> EXERCISE PROMPT: In the copy, keep every record exact and leave out all images.

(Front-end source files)
↓
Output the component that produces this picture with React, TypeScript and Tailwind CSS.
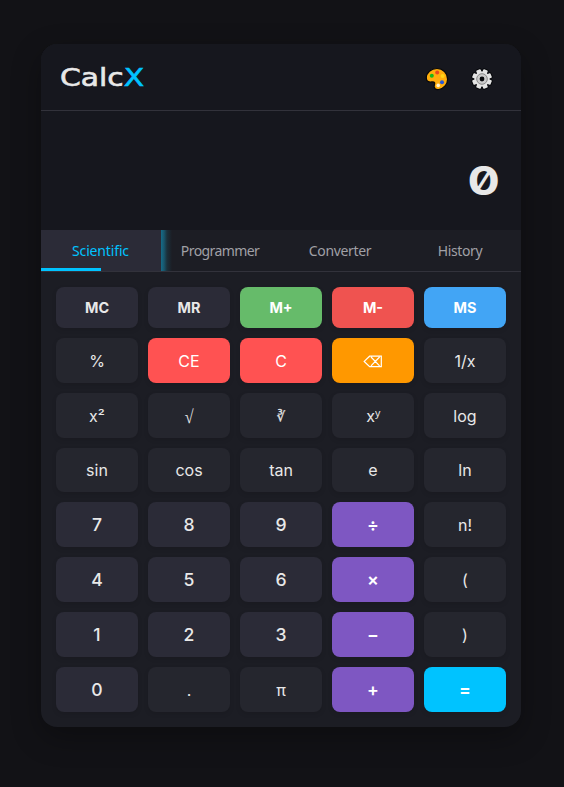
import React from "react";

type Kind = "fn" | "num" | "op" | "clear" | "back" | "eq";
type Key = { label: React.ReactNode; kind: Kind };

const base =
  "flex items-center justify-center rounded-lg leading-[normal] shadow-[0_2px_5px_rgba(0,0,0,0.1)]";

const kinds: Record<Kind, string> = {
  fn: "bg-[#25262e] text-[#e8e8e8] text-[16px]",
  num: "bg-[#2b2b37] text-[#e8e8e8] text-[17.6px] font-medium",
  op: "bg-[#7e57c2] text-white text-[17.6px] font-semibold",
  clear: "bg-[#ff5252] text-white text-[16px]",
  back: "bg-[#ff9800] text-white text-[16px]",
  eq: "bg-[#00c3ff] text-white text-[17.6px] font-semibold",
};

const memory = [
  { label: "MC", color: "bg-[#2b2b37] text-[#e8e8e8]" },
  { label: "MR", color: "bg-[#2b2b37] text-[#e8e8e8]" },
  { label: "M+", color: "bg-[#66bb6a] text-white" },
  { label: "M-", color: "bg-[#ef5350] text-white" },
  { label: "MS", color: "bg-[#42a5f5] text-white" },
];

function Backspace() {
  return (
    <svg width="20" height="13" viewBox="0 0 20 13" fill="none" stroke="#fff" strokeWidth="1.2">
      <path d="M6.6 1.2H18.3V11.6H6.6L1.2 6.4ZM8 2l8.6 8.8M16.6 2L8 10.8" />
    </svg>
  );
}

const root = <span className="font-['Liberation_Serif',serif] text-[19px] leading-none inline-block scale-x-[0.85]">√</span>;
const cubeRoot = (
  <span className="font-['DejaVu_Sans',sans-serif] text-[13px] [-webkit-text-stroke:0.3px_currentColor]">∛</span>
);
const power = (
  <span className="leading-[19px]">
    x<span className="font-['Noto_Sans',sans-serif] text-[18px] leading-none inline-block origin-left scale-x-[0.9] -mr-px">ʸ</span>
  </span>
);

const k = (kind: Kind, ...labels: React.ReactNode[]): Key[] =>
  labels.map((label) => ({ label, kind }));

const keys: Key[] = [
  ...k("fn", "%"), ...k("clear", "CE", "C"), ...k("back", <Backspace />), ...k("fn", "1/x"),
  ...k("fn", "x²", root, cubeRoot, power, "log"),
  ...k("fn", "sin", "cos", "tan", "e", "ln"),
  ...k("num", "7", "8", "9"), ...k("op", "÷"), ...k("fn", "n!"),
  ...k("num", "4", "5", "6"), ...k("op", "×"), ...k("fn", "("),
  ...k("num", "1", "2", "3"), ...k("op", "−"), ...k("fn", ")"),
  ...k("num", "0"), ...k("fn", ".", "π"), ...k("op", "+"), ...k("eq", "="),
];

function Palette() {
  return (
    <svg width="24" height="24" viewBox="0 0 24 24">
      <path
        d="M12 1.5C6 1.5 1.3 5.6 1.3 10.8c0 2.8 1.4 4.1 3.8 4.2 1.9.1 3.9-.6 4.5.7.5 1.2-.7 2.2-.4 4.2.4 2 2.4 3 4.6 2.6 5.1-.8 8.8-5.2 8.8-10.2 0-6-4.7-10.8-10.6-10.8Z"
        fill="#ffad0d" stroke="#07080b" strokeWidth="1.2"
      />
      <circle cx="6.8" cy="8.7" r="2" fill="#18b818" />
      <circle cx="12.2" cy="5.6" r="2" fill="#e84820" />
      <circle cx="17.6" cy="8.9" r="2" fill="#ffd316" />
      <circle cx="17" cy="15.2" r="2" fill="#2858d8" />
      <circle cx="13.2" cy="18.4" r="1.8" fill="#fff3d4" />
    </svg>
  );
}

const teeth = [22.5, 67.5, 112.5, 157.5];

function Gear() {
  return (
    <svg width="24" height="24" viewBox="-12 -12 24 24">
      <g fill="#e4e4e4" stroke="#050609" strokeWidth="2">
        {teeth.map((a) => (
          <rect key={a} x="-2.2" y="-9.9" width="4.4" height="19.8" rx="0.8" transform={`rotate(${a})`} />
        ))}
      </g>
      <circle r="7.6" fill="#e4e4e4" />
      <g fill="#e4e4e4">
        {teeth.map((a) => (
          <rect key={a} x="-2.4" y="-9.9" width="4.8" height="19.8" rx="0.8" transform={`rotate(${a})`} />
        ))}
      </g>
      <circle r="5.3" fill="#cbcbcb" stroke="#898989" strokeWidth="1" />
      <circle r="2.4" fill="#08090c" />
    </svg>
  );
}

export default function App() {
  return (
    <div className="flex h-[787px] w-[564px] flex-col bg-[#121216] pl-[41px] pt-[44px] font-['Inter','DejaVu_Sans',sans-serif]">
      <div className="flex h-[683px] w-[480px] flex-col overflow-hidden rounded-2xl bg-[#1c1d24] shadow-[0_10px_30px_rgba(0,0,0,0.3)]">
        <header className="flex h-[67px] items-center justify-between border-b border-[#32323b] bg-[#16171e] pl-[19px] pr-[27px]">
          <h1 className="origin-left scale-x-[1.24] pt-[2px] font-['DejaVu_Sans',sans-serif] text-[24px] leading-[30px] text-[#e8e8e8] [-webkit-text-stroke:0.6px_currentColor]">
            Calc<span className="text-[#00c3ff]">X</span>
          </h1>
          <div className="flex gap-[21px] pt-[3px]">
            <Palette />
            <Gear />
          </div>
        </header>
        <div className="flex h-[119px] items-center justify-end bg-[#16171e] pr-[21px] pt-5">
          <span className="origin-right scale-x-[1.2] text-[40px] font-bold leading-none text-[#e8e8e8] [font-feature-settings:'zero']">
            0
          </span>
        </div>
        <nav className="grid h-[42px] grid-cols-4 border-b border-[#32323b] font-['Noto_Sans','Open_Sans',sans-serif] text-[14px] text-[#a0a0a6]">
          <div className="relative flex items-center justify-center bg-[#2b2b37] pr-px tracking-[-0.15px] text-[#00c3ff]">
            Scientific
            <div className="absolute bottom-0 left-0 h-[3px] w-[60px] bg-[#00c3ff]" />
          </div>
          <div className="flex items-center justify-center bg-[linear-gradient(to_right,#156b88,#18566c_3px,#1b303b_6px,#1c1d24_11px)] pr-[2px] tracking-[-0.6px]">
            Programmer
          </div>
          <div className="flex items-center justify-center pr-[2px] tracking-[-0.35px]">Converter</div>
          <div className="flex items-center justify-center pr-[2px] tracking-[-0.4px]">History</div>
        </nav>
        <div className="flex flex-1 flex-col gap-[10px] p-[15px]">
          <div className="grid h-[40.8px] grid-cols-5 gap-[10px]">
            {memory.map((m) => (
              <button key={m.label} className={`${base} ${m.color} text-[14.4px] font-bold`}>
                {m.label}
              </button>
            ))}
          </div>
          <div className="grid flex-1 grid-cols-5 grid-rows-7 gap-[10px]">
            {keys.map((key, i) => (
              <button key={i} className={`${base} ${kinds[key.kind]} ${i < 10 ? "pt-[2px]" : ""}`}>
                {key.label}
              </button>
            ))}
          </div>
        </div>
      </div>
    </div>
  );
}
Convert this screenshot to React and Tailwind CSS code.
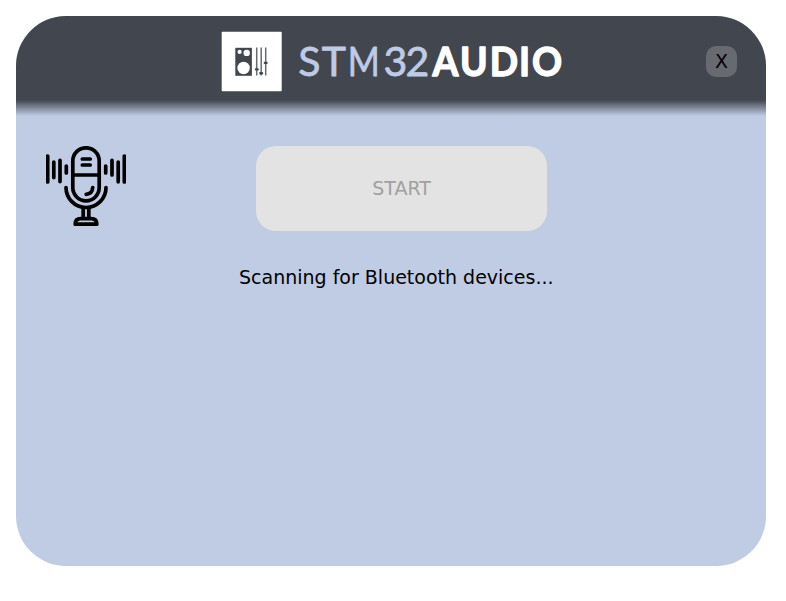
↑
> WRITTEN ANSWER:
Output the component that produces this picture with React, TypeScript and Tailwind CSS.
import React from "react";

type Kind = "fn" | "num" | "op" | "clear" | "back" | "eq";
type Key = { label: React.ReactNode; kind: Kind };

const base =
  "flex items-center justify-center rounded-lg leading-[normal] shadow-[0_2px_5px_rgba(0,0,0,0.1)]";

const kinds: Record<Kind, string> = {
  fn: "bg-[#25262e] text-[#e8e8e8] text-[16px]",
  num: "bg-[#2b2b37] text-[#e8e8e8] text-[17.6px] font-medium",
  op: "bg-[#7e57c2] text-white text-[17.6px] font-semibold",
  clear: "bg-[#ff5252] text-white text-[16px]",
  back: "bg-[#ff9800] text-white text-[16px]",
  eq: "bg-[#00c3ff] text-white text-[17.6px] font-semibold",
};

const memory = [
  { label: "MC", color: "bg-[#2b2b37] text-[#e8e8e8]" },
  { label: "MR", color: "bg-[#2b2b37] text-[#e8e8e8]" },
  { label: "M+", color: "bg-[#66bb6a] text-white" },
  { label: "M-", color: "bg-[#ef5350] text-white" },
  { label: "MS", color: "bg-[#42a5f5] text-white" },
];

function Backspace() {
  return (
    <svg width="20" height="13" viewBox="0 0 20 13" fill="none" stroke="#fff" strokeWidth="1.2">
      <path d="M6.6 1.2H18.3V11.6H6.6L1.2 6.4ZM8 2l8.6 8.8M16.6 2L8 10.8" />
    </svg>
  );
}

const root = <span className="font-['Liberation_Serif',serif] text-[19px] leading-none inline-block scale-x-[0.85]">√</span>;
const cubeRoot = (
  <span className="font-['DejaVu_Sans',sans-serif] text-[13px] [-webkit-text-stroke:0.3px_currentColor]">∛</span>
);
const power = (
  <span className="leading-[19px]">
    x<span className="font-['Noto_Sans',sans-serif] text-[18px] leading-none inline-block origin-left scale-x-[0.9] -mr-px">ʸ</span>
  </span>
);

const k = (kind: Kind, ...labels: React.ReactNode[]): Key[] =>
  labels.map((label) => ({ label, kind }));

const keys: Key[] = [
  ...k("fn", "%"), ...k("clear", "CE", "C"), ...k("back", <Backspace />), ...k("fn", "1/x"),
  ...k("fn", "x²", root, cubeRoot, power, "log"),
  ...k("fn", "sin", "cos", "tan", "e", "ln"),
  ...k("num", "7", "8", "9"), ...k("op", "÷"), ...k("fn", "n!"),
  ...k("num", "4", "5", "6"), ...k("op", "×"), ...k("fn", "("),
  ...k("num", "1", "2", "3"), ...k("op", "−"), ...k("fn", ")"),
  ...k("num", "0"), ...k("fn", ".", "π"), ...k("op", "+"), ...k("eq", "="),
];

function Palette() {
  return (
    <svg width="24" height="24" viewBox="0 0 24 24">
      <path
        d="M12 1.5C6 1.5 1.3 5.6 1.3 10.8c0 2.8 1.4 4.1 3.8 4.2 1.9.1 3.9-.6 4.5.7.5 1.2-.7 2.2-.4 4.2.4 2 2.4 3 4.6 2.6 5.1-.8 8.8-5.2 8.8-10.2 0-6-4.7-10.8-10.6-10.8Z"
        fill="#ffad0d" stroke="#07080b" strokeWidth="1.2"
      />
      <circle cx="6.8" cy="8.7" r="2" fill="#18b818" />
      <circle cx="12.2" cy="5.6" r="2" fill="#e84820" />
      <circle cx="17.6" cy="8.9" r="2" fill="#ffd316" />
      <circle cx="17" cy="15.2" r="2" fill="#2858d8" />
      <circle cx="13.2" cy="18.4" r="1.8" fill="#fff3d4" />
    </svg>
  );
}

const teeth = [22.5, 67.5, 112.5, 157.5];

function Gear() {
  return (
    <svg width="24" height="24" viewBox="-12 -12 24 24">
      <g fill="#e4e4e4" stroke="#050609" strokeWidth="2">
        {teeth.map((a) => (
          <rect key={a} x="-2.2" y="-9.9" width="4.4" height="19.8" rx="0.8" transform={`rotate(${a})`} />
        ))}
      </g>
      <circle r="7.6" fill="#e4e4e4" />
      <g fill="#e4e4e4">
        {teeth.map((a) => (
          <rect key={a} x="-2.4" y="-9.9" width="4.8" height="19.8" rx="0.8" transform={`rotate(${a})`} />
        ))}
      </g>
      <circle r="5.3" fill="#cbcbcb" stroke="#898989" strokeWidth="1" />
      <circle r="2.4" fill="#08090c" />
    </svg>
  );
}

export default function App() {
  return (
    <div className="flex h-[787px] w-[564px] flex-col bg-[#121216] pl-[41px] pt-[44px] font-['Inter','DejaVu_Sans',sans-serif]">
      <div className="flex h-[683px] w-[480px] flex-col overflow-hidden rounded-2xl bg-[#1c1d24] shadow-[0_10px_30px_rgba(0,0,0,0.3)]">
        <header className="flex h-[67px] items-center justify-between border-b border-[#32323b] bg-[#16171e] pl-[19px] pr-[27px]">
          <h1 className="origin-left scale-x-[1.24] pt-[2px] font-['DejaVu_Sans',sans-serif] text-[24px] leading-[30px] text-[#e8e8e8] [-webkit-text-stroke:0.6px_currentColor]">
            Calc<span className="text-[#00c3ff]">X</span>
          </h1>
          <div className="flex gap-[21px] pt-[3px]">
            <Palette />
            <Gear />
          </div>
        </header>
        <div className="flex h-[119px] items-center justify-end bg-[#16171e] pr-[21px] pt-5">
          <span className="origin-right scale-x-[1.2] text-[40px] font-bold leading-none text-[#e8e8e8] [font-feature-settings:'zero']">
            0
          </span>
        </div>
        <nav className="grid h-[42px] grid-cols-4 border-b border-[#32323b] font-['Noto_Sans','Open_Sans',sans-serif] text-[14px] text-[#a0a0a6]">
          <div className="relative flex items-center justify-center bg-[#2b2b37] pr-px tracking-[-0.15px] text-[#00c3ff]">
            Scientific
            <div className="absolute bottom-0 left-0 h-[3px] w-[60px] bg-[#00c3ff]" />
          </div>
          <div className="flex items-center justify-center bg-[linear-gradient(to_right,#156b88,#18566c_3px,#1b303b_6px,#1c1d24_11px)] pr-[2px] tracking-[-0.6px]">
            Programmer
          </div>
          <div className="flex items-center justify-center pr-[2px] tracking-[-0.35px]">Converter</div>
          <div className="flex items-center justify-center pr-[2px] tracking-[-0.4px]">History</div>
        </nav>
        <div className="flex flex-1 flex-col gap-[10px] p-[15px]">
          <div className="grid h-[40.8px] grid-cols-5 gap-[10px]">
            {memory.map((m) => (
              <button key={m.label} className={`${base} ${m.color} text-[14.4px] font-bold`}>
                {m.label}
              </button>
            ))}
          </div>
          <div className="grid flex-1 grid-cols-5 grid-rows-7 gap-[10px]">
            {keys.map((key, i) => (
              <button key={i} className={`${base} ${kinds[key.kind]} ${i < 10 ? "pt-[2px]" : ""}`}>
                {key.label}
              </button>
            ))}
          </div>
        </div>
      </div>
    </div>
  );
}
Convert this screenshot to React and Tailwind CSS code.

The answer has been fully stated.